__Brief__
Give back exactly the lines from the start of the listing to the line containing "const current = ref('')", inclusive, and nothing beyond them.

__Given information__
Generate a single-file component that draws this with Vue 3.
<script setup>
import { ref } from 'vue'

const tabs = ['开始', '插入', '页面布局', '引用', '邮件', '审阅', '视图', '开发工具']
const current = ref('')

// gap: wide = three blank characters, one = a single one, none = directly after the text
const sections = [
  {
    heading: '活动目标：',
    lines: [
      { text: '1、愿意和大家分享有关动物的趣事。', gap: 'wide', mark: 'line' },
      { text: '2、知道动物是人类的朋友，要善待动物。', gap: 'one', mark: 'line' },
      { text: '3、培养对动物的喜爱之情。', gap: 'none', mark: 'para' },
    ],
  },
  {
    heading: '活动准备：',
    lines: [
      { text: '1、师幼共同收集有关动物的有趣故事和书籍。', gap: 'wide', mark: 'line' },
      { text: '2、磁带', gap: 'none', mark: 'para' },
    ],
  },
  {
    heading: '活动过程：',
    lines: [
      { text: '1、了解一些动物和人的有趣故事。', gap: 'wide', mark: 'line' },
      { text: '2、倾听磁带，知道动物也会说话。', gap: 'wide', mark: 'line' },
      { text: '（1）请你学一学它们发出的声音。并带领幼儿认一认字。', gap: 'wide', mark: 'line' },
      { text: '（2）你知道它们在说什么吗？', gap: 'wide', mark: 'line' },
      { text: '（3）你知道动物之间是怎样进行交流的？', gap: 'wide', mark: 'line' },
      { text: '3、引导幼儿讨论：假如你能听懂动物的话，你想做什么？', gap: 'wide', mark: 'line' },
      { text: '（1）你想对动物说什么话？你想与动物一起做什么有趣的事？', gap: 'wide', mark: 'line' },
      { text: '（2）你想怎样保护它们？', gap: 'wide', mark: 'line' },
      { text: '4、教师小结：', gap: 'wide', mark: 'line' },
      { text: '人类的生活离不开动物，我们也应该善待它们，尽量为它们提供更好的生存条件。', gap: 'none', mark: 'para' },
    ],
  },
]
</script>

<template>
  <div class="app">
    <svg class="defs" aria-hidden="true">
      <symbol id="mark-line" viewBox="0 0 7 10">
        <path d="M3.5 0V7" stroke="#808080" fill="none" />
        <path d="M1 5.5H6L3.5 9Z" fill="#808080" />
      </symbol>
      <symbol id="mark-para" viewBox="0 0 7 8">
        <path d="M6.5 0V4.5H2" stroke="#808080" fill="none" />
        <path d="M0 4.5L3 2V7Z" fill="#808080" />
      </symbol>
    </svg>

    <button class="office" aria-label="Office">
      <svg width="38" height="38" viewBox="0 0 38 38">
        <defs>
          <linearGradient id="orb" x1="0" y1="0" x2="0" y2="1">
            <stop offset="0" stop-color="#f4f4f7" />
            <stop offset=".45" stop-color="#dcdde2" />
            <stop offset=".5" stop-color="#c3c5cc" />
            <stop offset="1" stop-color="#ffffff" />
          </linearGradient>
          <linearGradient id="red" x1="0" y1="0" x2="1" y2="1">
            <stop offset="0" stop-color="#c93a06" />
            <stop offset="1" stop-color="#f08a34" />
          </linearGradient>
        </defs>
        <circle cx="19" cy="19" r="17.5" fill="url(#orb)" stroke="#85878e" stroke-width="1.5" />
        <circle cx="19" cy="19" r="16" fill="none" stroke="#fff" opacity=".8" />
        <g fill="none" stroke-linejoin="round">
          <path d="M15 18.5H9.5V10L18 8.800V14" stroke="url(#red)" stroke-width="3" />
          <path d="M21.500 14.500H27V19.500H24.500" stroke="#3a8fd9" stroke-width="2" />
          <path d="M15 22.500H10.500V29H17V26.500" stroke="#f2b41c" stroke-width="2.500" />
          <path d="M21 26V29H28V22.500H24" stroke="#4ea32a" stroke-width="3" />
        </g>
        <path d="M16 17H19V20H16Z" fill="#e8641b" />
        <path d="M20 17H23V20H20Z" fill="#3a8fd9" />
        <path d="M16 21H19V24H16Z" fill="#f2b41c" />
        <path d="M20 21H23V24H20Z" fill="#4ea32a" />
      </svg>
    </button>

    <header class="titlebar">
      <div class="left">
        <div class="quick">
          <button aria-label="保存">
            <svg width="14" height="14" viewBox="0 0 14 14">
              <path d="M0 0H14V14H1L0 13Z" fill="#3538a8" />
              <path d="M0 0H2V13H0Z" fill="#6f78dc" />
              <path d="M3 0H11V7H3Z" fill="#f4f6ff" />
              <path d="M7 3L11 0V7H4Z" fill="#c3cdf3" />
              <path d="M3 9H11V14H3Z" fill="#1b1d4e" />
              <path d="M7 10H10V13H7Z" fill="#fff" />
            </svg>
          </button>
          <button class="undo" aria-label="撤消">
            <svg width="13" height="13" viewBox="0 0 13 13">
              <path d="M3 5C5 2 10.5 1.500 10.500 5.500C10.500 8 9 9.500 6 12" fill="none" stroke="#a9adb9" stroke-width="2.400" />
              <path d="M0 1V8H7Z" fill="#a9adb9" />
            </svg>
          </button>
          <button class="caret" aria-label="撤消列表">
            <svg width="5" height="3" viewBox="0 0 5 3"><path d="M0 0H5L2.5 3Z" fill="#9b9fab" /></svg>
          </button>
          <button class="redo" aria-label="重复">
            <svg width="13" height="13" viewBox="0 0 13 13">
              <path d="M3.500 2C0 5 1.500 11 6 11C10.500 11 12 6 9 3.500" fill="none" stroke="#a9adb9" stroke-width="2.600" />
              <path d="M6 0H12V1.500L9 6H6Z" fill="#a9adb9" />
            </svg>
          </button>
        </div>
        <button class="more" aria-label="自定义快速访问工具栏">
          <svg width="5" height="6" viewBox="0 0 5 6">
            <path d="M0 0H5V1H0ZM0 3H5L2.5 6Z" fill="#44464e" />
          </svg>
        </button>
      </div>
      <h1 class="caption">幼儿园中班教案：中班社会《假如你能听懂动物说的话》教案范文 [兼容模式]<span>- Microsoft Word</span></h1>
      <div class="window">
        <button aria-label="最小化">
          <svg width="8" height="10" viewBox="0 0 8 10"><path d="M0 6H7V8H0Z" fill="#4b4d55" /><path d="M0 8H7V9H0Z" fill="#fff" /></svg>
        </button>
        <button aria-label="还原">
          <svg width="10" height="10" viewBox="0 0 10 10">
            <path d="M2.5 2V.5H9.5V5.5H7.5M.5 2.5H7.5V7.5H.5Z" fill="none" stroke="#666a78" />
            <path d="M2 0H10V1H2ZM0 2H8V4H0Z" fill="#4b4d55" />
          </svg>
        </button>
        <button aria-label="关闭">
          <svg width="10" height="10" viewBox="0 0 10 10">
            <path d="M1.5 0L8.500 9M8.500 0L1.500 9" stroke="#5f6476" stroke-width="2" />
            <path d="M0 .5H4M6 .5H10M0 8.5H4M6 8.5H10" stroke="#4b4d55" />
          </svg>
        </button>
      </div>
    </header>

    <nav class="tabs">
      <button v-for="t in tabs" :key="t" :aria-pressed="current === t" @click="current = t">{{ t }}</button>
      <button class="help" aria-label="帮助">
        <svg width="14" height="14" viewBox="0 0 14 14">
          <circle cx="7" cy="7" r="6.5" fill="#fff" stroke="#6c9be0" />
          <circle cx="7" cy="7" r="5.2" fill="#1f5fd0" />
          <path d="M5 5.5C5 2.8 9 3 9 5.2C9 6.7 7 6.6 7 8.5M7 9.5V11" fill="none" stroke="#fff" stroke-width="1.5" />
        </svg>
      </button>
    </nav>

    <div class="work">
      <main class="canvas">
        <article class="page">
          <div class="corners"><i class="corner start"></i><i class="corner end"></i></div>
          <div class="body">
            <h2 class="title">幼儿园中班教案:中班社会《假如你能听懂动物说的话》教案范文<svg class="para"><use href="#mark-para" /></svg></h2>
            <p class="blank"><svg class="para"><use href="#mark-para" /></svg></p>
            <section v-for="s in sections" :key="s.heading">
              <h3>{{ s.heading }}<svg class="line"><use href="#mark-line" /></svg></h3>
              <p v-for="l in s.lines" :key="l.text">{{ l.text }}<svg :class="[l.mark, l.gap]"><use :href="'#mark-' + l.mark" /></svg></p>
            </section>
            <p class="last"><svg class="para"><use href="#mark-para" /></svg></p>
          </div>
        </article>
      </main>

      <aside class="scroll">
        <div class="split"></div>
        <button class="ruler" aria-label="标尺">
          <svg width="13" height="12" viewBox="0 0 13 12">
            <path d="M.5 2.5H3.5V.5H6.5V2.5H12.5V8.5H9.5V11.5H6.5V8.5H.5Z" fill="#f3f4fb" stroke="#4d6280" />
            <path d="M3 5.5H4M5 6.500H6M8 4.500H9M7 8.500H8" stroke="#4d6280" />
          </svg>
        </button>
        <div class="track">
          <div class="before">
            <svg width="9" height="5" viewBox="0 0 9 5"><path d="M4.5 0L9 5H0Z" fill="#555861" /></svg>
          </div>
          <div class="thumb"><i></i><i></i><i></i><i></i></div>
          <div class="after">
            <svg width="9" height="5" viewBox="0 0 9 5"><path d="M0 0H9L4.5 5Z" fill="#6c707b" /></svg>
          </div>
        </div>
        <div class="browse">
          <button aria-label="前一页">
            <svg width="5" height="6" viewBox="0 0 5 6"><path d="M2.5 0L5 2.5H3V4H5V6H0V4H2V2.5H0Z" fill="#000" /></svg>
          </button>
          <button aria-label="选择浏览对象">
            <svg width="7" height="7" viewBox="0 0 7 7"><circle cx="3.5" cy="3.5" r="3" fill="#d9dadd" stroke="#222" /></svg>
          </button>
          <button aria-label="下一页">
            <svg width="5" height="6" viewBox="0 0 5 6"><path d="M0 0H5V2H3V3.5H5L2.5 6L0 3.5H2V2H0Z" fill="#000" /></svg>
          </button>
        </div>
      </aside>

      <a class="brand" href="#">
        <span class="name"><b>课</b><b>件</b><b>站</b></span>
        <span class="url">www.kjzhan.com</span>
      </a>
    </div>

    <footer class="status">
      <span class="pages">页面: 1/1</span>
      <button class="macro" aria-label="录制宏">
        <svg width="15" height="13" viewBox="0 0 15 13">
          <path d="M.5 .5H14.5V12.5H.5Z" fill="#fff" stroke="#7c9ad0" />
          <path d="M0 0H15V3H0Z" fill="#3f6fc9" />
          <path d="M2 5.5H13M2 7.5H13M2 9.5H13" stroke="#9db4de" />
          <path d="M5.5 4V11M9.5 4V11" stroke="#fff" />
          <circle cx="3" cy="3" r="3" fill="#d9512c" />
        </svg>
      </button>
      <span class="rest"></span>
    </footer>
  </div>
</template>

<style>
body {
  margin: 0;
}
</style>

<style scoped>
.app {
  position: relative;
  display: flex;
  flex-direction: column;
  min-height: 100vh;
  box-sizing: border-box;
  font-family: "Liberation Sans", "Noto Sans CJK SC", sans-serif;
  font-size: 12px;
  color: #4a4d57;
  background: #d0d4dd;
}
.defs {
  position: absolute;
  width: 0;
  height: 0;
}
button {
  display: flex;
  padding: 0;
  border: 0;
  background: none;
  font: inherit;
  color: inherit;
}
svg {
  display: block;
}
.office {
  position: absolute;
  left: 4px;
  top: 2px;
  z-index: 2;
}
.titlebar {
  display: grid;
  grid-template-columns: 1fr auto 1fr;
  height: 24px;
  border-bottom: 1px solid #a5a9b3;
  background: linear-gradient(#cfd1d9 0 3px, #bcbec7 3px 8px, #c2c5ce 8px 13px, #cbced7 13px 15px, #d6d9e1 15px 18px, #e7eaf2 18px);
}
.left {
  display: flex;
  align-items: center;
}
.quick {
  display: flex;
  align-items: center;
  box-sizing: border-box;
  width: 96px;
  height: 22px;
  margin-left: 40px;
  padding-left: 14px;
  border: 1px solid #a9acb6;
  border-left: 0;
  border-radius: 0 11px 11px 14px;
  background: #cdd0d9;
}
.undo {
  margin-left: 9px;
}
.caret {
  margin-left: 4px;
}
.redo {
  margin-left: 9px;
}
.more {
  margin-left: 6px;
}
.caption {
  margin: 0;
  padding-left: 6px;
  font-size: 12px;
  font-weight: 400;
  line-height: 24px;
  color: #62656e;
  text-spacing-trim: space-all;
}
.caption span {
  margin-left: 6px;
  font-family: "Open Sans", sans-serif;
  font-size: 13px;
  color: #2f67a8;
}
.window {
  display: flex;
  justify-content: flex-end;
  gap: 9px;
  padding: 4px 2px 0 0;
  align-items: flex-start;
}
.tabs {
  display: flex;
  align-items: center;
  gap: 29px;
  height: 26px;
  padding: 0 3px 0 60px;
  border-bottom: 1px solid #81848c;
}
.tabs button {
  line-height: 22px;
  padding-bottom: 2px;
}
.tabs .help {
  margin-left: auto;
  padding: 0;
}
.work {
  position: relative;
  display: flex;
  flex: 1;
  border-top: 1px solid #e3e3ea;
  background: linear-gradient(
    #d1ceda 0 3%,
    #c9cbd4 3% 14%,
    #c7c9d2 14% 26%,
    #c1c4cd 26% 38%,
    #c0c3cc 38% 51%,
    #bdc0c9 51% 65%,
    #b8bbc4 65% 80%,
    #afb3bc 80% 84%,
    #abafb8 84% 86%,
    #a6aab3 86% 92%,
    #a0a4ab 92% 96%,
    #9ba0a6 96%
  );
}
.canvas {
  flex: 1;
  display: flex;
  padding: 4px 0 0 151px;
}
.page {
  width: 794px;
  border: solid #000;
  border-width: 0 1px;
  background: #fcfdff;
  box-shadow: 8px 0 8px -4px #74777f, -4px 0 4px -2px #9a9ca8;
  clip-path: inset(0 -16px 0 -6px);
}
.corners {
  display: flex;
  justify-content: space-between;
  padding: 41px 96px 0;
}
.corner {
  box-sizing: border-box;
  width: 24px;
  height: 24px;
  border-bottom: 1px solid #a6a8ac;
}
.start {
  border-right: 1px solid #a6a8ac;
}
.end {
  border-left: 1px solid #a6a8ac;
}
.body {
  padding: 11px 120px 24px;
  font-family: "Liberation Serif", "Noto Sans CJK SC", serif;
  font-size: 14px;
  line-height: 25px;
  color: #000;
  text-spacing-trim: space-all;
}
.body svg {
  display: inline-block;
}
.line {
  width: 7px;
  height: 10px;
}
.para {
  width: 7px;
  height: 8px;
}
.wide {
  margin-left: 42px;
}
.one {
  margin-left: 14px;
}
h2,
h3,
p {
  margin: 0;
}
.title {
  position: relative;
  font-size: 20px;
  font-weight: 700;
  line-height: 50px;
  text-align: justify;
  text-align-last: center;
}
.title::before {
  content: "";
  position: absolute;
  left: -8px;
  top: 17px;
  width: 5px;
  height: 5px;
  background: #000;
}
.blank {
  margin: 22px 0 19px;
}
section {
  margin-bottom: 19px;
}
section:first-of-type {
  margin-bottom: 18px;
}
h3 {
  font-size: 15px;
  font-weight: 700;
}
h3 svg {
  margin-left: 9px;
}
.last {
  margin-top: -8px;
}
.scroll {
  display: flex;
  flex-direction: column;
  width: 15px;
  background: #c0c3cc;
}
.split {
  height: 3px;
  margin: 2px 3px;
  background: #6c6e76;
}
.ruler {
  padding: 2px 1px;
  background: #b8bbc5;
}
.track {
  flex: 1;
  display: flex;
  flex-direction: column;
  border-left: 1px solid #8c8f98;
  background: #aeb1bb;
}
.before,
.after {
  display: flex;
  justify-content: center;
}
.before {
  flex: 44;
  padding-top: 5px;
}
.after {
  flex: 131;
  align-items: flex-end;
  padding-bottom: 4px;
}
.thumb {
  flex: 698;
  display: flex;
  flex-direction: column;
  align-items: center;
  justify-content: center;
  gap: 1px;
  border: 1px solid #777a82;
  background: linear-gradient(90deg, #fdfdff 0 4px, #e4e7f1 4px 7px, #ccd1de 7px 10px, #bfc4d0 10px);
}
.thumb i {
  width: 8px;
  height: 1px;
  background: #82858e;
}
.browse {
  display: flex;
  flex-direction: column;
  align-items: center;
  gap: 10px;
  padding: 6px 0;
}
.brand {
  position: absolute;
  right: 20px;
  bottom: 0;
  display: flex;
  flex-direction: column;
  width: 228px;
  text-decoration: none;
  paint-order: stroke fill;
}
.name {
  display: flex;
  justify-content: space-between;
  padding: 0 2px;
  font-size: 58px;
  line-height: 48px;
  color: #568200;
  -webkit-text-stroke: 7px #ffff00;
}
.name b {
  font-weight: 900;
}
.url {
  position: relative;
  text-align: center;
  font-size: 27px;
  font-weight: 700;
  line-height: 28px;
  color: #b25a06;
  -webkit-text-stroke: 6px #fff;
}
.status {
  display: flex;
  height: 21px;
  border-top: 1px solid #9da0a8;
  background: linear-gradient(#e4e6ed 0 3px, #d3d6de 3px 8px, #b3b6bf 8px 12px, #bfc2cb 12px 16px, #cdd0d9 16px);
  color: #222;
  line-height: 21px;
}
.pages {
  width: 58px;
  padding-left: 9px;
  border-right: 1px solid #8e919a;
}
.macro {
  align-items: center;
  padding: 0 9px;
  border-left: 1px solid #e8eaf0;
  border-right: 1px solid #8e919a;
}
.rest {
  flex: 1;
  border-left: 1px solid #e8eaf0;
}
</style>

__Correct response__
Generate a single-file component that draws this with Vue 3.
<script setup>
import { ref } from 'vue'

const tabs = ['开始', '插入', '页面布局', '引用', '邮件', '审阅', '视图', '开发工具']
const current = ref('')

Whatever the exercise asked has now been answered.